Multibanking explained simply – with advantages
- Money transfer
- International payments
The more accounts a company has, the more difficult it is to manage and keep track of them efficiently. Multibanking provides a clever solution by presenting a clear summary of your accounts from all providers in one user interface. What exactly multibanking is, where the advantages and dangers lie and whether a multi currency account is possibly the better alternative is explained in detail in the following article.
What is multibanking?
Multibanking allows users to clearly see accounts from different banks at home and abroad on one user interface. For example, if you have bank accounts with UBS and Deutsche Bank, you no longer need to use different interfaces, but can manage your financial transactions from one central platform.
Multibanking is offered either directly by banks or independent third-party providers and even delivers more functions than individual accounts, for example the integration of payment service providers such as PayPal or Revolut.
Tresio, for example, is a Swiss multibanking system specifically designed to meet the needs of SMEs. With Tresio, users can connect more than 2,300 banks from 31 European countries, including the payment service providers Revolut, Wise, PayPal and Stripe.
What multibanking is not
In multibanking, the focus is not on sending foreign currencies to suppliers or receiving money from customers. Traditionally, dedicated foreign currency accounts are used for this purpose. Therefore, if you have an extensive global network of customers or suppliers, a multi currency account may be a better option which, at the same time, helps you reducing costs.
Important functions of multibanking
It is no longer unusual to have several accounts. This is especially true for entrepreneurs. Centralising different accounts is therefore the most important function of multibanking. Multibanking enables consumers and entrepreneurs to keep track of their finances, to analyse expenses and, as a result, to make robust decisions.
For example, depending on the provider, it is possible to create financial reports across multiple accounts. An automatic balance reconciliation allows users to always access synchronised bank accounts, including foreign currencies. This ensures complete transparency.
What are the advantages of multibanking?
Multibanking offers consumers and entrepreneurs a clear interface to centrally manage all banking transactions in one place.
The advantages of multibanking can be summarised as follows:
- All accounts, including those from different banks at home and abroad, can be managed in a single place.
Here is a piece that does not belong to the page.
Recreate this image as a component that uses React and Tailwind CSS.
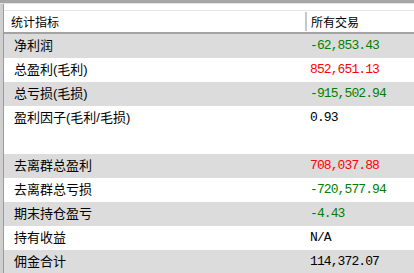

- Turnover is updated in real time, so you only need to access one dashboard to keep track of account activity and turnover.
- Not only banks, but also payment services such as Revolut, Wise, PayPal and Stripe can be integrated into the multibanking system.
- Security: Trustworthy providers have a secure server network and encrypt your data. If this is not the case, payments via multibanking should be avoided so that unauthorised users do not gain access to your account data.
How secure is multibanking?
The security of multibanking depends primarily on the providers. Therefore, consumers and businesses should carefully check security precautions and functions of individual providers.
For example, some providers allow transactions to be carried out via their interface. This might be risky, however, as unauthorised users may gain access to your account data. Users should therefore pay attention to the respective data protection guidelines when making their choice.
In addition, the server location is crucial. At Tresio, all data, including bank account information, is stored and processed exclusively on Swiss servers. This ensures a high level of security and anonymity.
Differences between multibanking and multi currency account
Multibanking is simple and makes it easier to keep track of your finances. Nevertheless, some functions may not be offered at all or only to a limited extent. Some banks make it as inconvenient as possible for their customers to use multibanking services from other providers. For example, interfaces may not work flawlessly or certain functions are not enabled for multibanking.
In addition, you still pay high fees for international payments and foreign currency bank accounts. Multibanking may make it easier to keep track, but it does not accelerate transfers nor does it reduce international payment fees.
If you do not have multiple local accounts or are interested in a more efficient and much cheaper international money transfer solution, a multi currency account might be a better option for your business.
With a multi currency account, it is possible to carry out transactions in different currencies on one user interface, including exotic currencies. Users who still use traditional banks for foreign currencies face increased costs and time, as well as having to maintain different foreign currency accounts with their own IBAN.
By using a multi currency account, entrepreneurs can cancel their foreign currency accounts and save a lot of time, costs and administrative effort.
- Multibanking is primarily suitable for larger companies that already have various accounts at local banks and would like to manage them more efficiently and transparently
- A multi currency account is suitable for entrepreneurs who want to carry out transactions in different foreign currencies fast and at lower costs
Conclusion: Multibanking provides transparency, a multi currency account facilitates execution
Multibanking is the future of large companies. It is an extremely helpful means of obtaining a better overview of the entire financial flow. The prerequisite is that users have several accounts from different institutions. For transactions abroad, on the other hand, a multi currency account is the preferred solution to save time and money.